NYPD detective who died in 1928 gets proper burial and headstone in Brooklyn

Tuesday, May 20, 2025
BROOKLYN (WABC) -- It took almost a century, but a detective who died in 1928 was finally given a proper burial on Tuesday.

Det. Joseph Pucciano died of pulmonary tuberculosis and was laid to rest in an unmarked grave in Green-Wood Cemetery.

For nearly 100 years, no one knew he was buried at the unmarked grave until last year when the detectives' union gave his partner a headstone.

"He was a tough, seasoned, smart, savvy, investigator, and he was, and he was dubbed by the press as the master detective the Italian Sherlock Holmes," said Scott Munro with the Detectives' Endowment Association.

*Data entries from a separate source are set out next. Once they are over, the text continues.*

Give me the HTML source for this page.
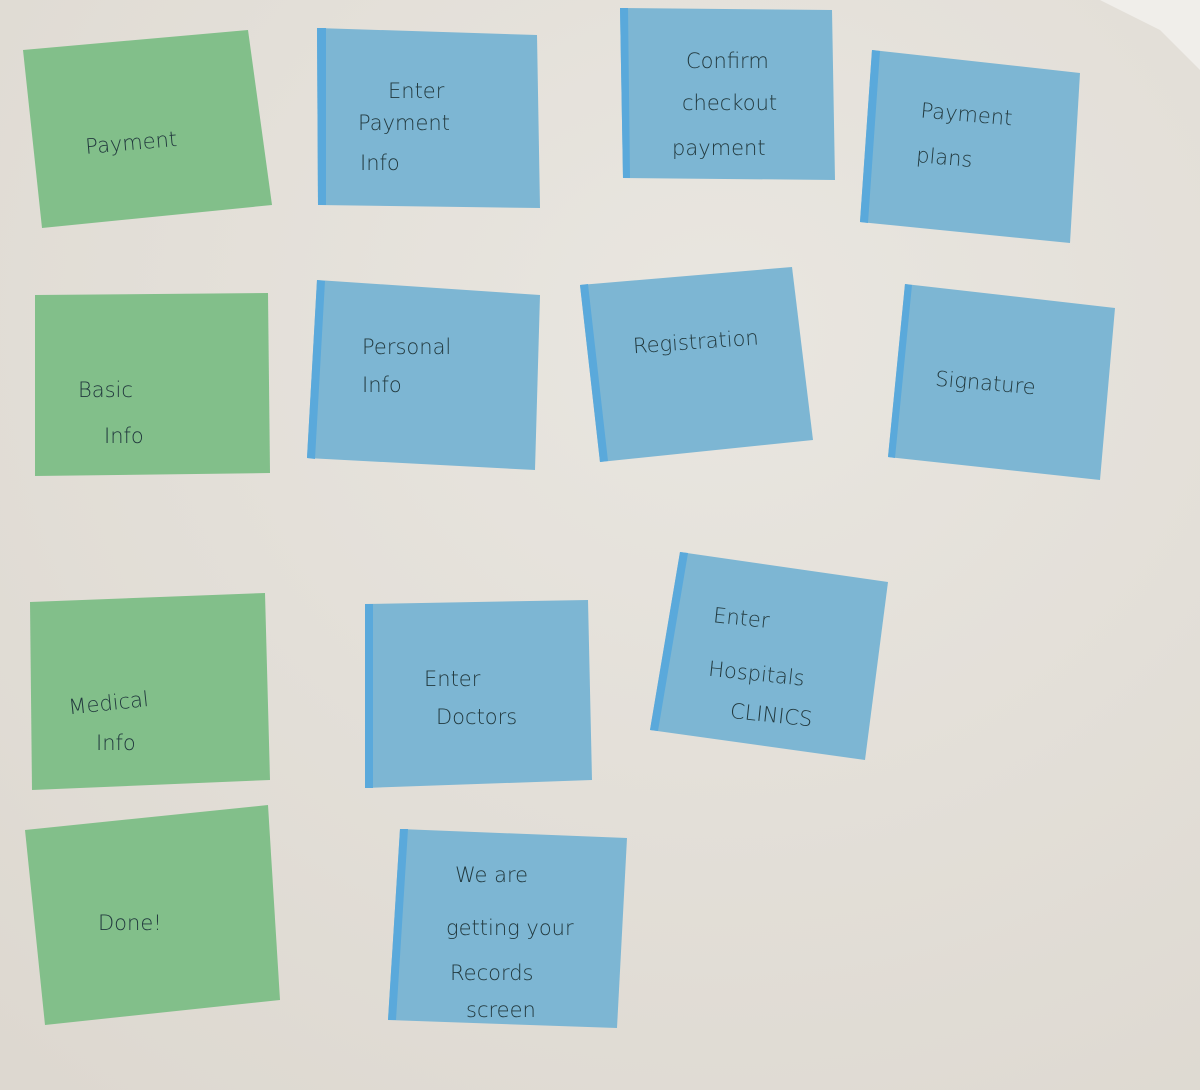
<!DOCTYPE html>
<html><head><meta charset="utf-8"><style>
html,body{margin:0;padding:0;width:1200px;height:1090px;overflow:hidden;background:#e3dfd8}
svg{display:block}
text{font-family:"DejaVu Sans","Liberation Sans",sans-serif;fill:#22393e;font-size:21px;font-weight:300}
.g{fill:#82bf8a}.b{fill:#7db6d3}
.ge{fill:#6bb37a}.be{fill:#5aa9db}
</style></head><body>
<svg width="1200" height="1090" viewBox="0 0 1200 1090" xmlns="http://www.w3.org/2000/svg">
<defs><radialGradient id="bg" cx="0.6" cy="0.3" r="0.9"><stop offset="0" stop-color="#e9e6e0"/><stop offset="1" stop-color="#ddd8d0"/></radialGradient></defs>
<rect width="1200" height="1090" fill="url(#bg)"/>
<polygon points="1100,0 1200,0 1200,70 1160,30" fill="#f0eeea"/>
<polygon class="g" points="23,50 248,30 272,205 42,228"/>
<polygon class="b" points="317,28 537,35 540,208 318,205"/>
<polygon class="be" points="317,28 326,28 326,205 318,205"/>
<polygon class="b" points="620,8 832,10 835,180 623,178"/>
<polygon class="be" points="620,8 628,8 630,178 623,178"/>
<polygon class="b" points="872,50 1080,73 1070,243 860,222"/>
<polygon class="be" points="872,50 880,51 868,223 860,222"/>
<polygon class="g" points="35,295 268,293 270,473 35,476"/>
<polygon class="b" points="317,280 540,295 535,470 307,458"/>
<polygon class="be" points="317,280 325,281 315,459 307,458"/>
<polygon class="b" points="580,285 792,267 813,440 600,462"/>
<polygon class="be" points="580,285 588,284 608,461 600,462"/>
<polygon class="b" points="905,284 1115,308 1100,480 888,457"/>
<polygon class="be" points="905,284 912,285 895,458 888,457"/>
<polygon class="g" points="30,602 265,593 270,780 32,790"/>
<polygon class="b" points="365,604 588,600 592,780 365,788"/>
<polygon class="be" points="365,604 373,604 373,788 365,788"/>
<polygon class="b" points="680,552 888,582 865,760 650,730"/>
<polygon class="be" points="680,552 688,553 658,731 650,730"/>
<polygon class="g" points="25,830 268,805 280,1000 45,1025"/>
<polygon class="b" points="400,829 627,838 617,1028 388,1020"/>
<polygon class="be" points="400,829 408,829 396,1020 388,1020"/>
<text x="85" y="150" transform="rotate(-5 130 140)" font-size="24">Payment</text>
<text x="388" y="98">Enter</text>
<text x="358" y="130">Payment</text>
<text x="360" y="170" font-size="24">Info</text>
<text x="686" y="68" font-size="20">Confirm</text>
<text x="682" y="110" font-size="22">checkout</text>
<text x="672" y="155" font-size="20">payment</text>
<text x="920" y="120" transform="rotate(5 950 120)" font-size="18">Payment</text>
<text x="916" y="165" transform="rotate(5 950 160)" font-size="19">plans</text>
<text x="78" y="397" font-size="28">Basic</text>
<text x="104" y="443" font-size="26">Info</text>
<text x="362" y="354" font-size="18">Personal</text>
<text x="362" y="392" font-size="20">Info</text>
<text x="633" y="350" transform="rotate(-4 680 345)" font-size="18">Registration</text>
<text x="935" y="390" transform="rotate(5 985 385)" font-size="24">Signature</text>
<text x="68" y="710" transform="rotate(-6 110 700)" font-size="24">Medical</text>
<text x="96" y="750" font-size="24">Info</text>
<text x="424" y="686" font-size="24">Enter</text>
<text x="436" y="724" font-size="22">Doctors</text>
<text x="713" y="625" transform="rotate(6 740 620)" font-size="24">Enter</text>
<text x="708" y="680" transform="rotate(6 750 675)" font-size="24">Hospitals</text>
<text x="730" y="722" transform="rotate(6 770 715)" font-size="24">CLINICS</text>
<text x="98" y="930" font-size="26">Done!</text>
<text x="455" y="882" font-size="24">We are</text>
<text x="446" y="935" font-size="22">getting your</text>
<text x="450" y="980" font-size="22">Records</text>
<text x="466" y="1017" font-size="22">screen</text>
</svg>
</body></html>
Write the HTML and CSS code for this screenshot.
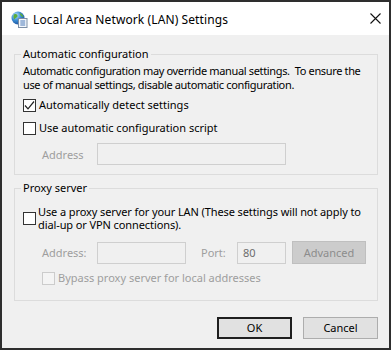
FILE: index.html
```html
<!DOCTYPE html>
<html>
<head>
<meta charset="utf-8">
<link rel="stylesheet" href="styles.css">
</head>
<body>
<div class="window">
  <div class="titlebar">
    <svg class="app-icon" width="17" height="17" viewBox="0 0 17 17">
      <defs>
        <radialGradient id="g" cx="0.35" cy="0.3" r="0.75">
          <stop offset="0" stop-color="#bfe4ff"/>
          <stop offset="0.5" stop-color="#3c8fd6"/>
          <stop offset="1" stop-color="#1b4f9a"/>
        </radialGradient>
      </defs>
      <circle cx="7" cy="7" r="6.5" fill="url(#g)"/>
      <path d="M3 3.5 C5 2.5 7 3.5 6.5 5.5 C6 7 4 6.5 3.5 8.5 C2.5 7.5 2 5 3 3.5Z" fill="#5cae3c"/>
      <path d="M8.5 2 C10.5 2.5 12 4 12.5 6 C11 6 9.5 5 8.5 2Z" fill="#5cae3c"/>
      <rect x="7.5" y="7.5" width="8.5" height="9" fill="#f4f8fc" stroke="#7d8fa6" stroke-width="1"/>
      <line x1="9.3" y1="10" x2="14.2" y2="10" stroke="#4a78b8" stroke-width="1"/>
      <line x1="9.3" y1="12" x2="14.2" y2="12" stroke="#4a78b8" stroke-width="1"/>
      <line x1="9.3" y1="14" x2="14.2" y2="14" stroke="#4a78b8" stroke-width="1"/>
    </svg>
    <span class="title">Local Area Network (LAN) Settings</span>
    <svg class="close" width="11" height="11" viewBox="0 0 11 11">
      <path d="M0.5 0.5 L10.5 10.5 M10.5 0.5 L0.5 10.5" stroke="#111" stroke-width="1.1"/>
    </svg>
  </div>
  <div class="content">
    <fieldset class="group group-auto">
      <legend>Automatic configuration</legend>
      <p class="note">Automatic configuration may override manual settings.&nbsp; To ensure the use of manual settings, disable automatic configuration.</p>
      <div class="check-row row-first">
        <span class="box"><svg width="11" height="11" viewBox="0 0 11 11"><polyline points="1,5.5 4,8.8 10,1.5" fill="none" stroke="#222" stroke-width="1.2"/></svg></span>
        <span>Automatically detect settings</span>
      </div>
      <div class="check-row row-second">
        <span class="box"></span>
        <span>Use automatic configuration script</span>
      </div>
      <div class="field-row">
        <span class="dim label-address">Address</span>
        <span class="input input-wide"></span>
      </div>
    </fieldset>
    <fieldset class="group group-proxy">
      <legend>Proxy server</legend>
      <div class="check-row two-line">
        <span class="box"></span>
        <span class="proxy-label">Use a proxy server for your LAN (These settings will not apply to dial&#8209;up or VPN connections).</span>
      </div>
      <div class="field-row proxy-fields">
        <span class="dim label-address">Address:</span>
        <span class="input input-addr"></span>
        <span class="dim label-port">Port:</span>
        <span class="input input-port">80</span>
        <span class="btn-disabled">Advanced</span>
      </div>
      <div class="check-row bypass">
        <span class="box box-disabled"></span>
        <span class="dim">Bypass proxy server for local addresses</span>
      </div>
    </fieldset>
    <div class="buttons">
      <span class="btn btn-default">OK</span>
      <span class="btn">Cancel</span>
    </div>
  </div>
</div>
</body>
</html>
```
FILE: styles.css
```css
* { box-sizing: border-box; }
html, body { margin: 0; padding: 0; background: #f0f0f0; }
body {
  font-family: "Noto Sans", "Open Sans", sans-serif;
  font-size: 11px;
  letter-spacing: 0;
  color: #000;
}
.window {
  width: 391px;
  height: 350px;
  border: 2px solid #2e2e2e;
  background: #f0f0f0;
  display: flex;
  flex-direction: column;
}
.titlebar {
  height: 33px;
  background: #fff;
  display: flex;
  align-items: center;
  padding-left: 9px;
  padding-right: 8px;
}
.app-icon { flex: none; margin-top: 2px; }
.title {
  margin-left: 5px;
  font-size: 12px;
  letter-spacing: 0.1px;
  flex: 1;
  margin-top: 1px;
}
.close { flex: none; margin-top: -1px; }
.content {
  flex: 1;
  padding: 0 11px 0 12px;
}
.group {
  margin: 0;
  border: 1px solid #dcdcdc;
  padding: 0 8px 0 8px;
}
.group legend {
  padding: 0 2px;
  margin-left: -2px;
  line-height: 16px;
}
.group-auto { margin-top: 11px; padding-top: 2px; padding-bottom: 9px; }
.group-proxy { margin-top: 5px; padding-top: 9px; padding-bottom: 14px; }
.note {
  margin: 0;
  line-height: 14px;
  letter-spacing: -0.35px;
}
.check-row {
  display: flex;
  align-items: center;
  line-height: 16px;
}
.row-first { margin-top: 5px; }
.row-second { margin-top: 7px; }
.two-line { line-height: 13px; }
.two-line .box { margin-right: 2px; }
.proxy-label { letter-spacing: -0.1px; }
.bypass { margin-top: 6px; padding-left: 19px; }
.box {
  flex: none;
  width: 13px;
  height: 13px;
  border: 1px solid #333;
  background: #fff;
  margin-right: 3px;
  display: flex;
  align-items: center;
  justify-content: center;
}
.box-disabled { border-color: #cccccc; background: #f4f4f4; }
.dim { color: #9e9e9e; }
.field-row {
  display: flex;
  align-items: center;
  margin-top: 7px;
}
.proxy-fields { margin-top: 10px; }
.label-address { width: 74px; padding-left: 19px; flex: none; }
.label-port { width: 51px; padding-left: 15px; flex: none; }
.input {
  flex: none;
  height: 22px;
  border: 1px solid #cfcfcf;
  background: #f0f0f0;
  color: #6d6d6d;
  padding-left: 5px;
  line-height: 20px;
}
.input-wide { width: 189px; }
.input-addr { width: 89px; }
.input-port { width: 49px; }
.btn-disabled {
  flex: none;
  margin-left: 6px;
  width: 74px;
  height: 23px;
  background: #cccccc;
  border: 1px solid #bfbfbf;
  color: #8c8c8c;
  text-align: center;
  line-height: 21px;
}
.buttons {
  display: flex;
  justify-content: flex-end;
  gap: 11px;
  margin-top: 16px;
}
.btn {
  width: 75px;
  height: 22px;
  background: #e1e1e1;
  border: 1px solid #adadad;
  text-align: center;
  line-height: 20px;
}
.btn-default {
  border: 2px solid #1f1f1f;
  line-height: 18px;
}
```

He was born in Calabria, Italy, and grew up on the Lower East Side. He spoke four languages including Italian, English, Chinese and Albanian.



He joined the NYPD in 1905 and quickly rose to detective, helping to bust gangsters in Brooklyn.

His family said he was a prolific detective back in the day.

"His big achievement, there was an earlier mafia gang called the Navy Street Gang and that was his baby, that was his case, and over his career, he sent over 30 members of that gang to either prison or the electric chair, wiped out an entire mafia family, including the don," his grandson Ken Gulmi said.

Pucciano was the partner of Det. Bernardino Grottano, who was shot and killed in the line of duty in 1924, and buried in an unmarked grave.

Last year, the detectives' union similarly gave Grottano a headstone and proper funeral. That is when they discovered that Pucciano was buried right next to him.



Pucciano has three children, including a son who became a police officer himself.

On a sunsplashed spring day, Pucciano's family, including some from Georgia and South Carolina, stood atop the tallest spot in Brooklyn to officially pay their respects to one of New York's Finest, dubbed the master detective who seems to have solved one last mystery even in death.

"For us, the real joy is knowing my mom, his dad, somewhere they're up in heaven grinning about this, they were so proud of their dad they really were," Gulmi said.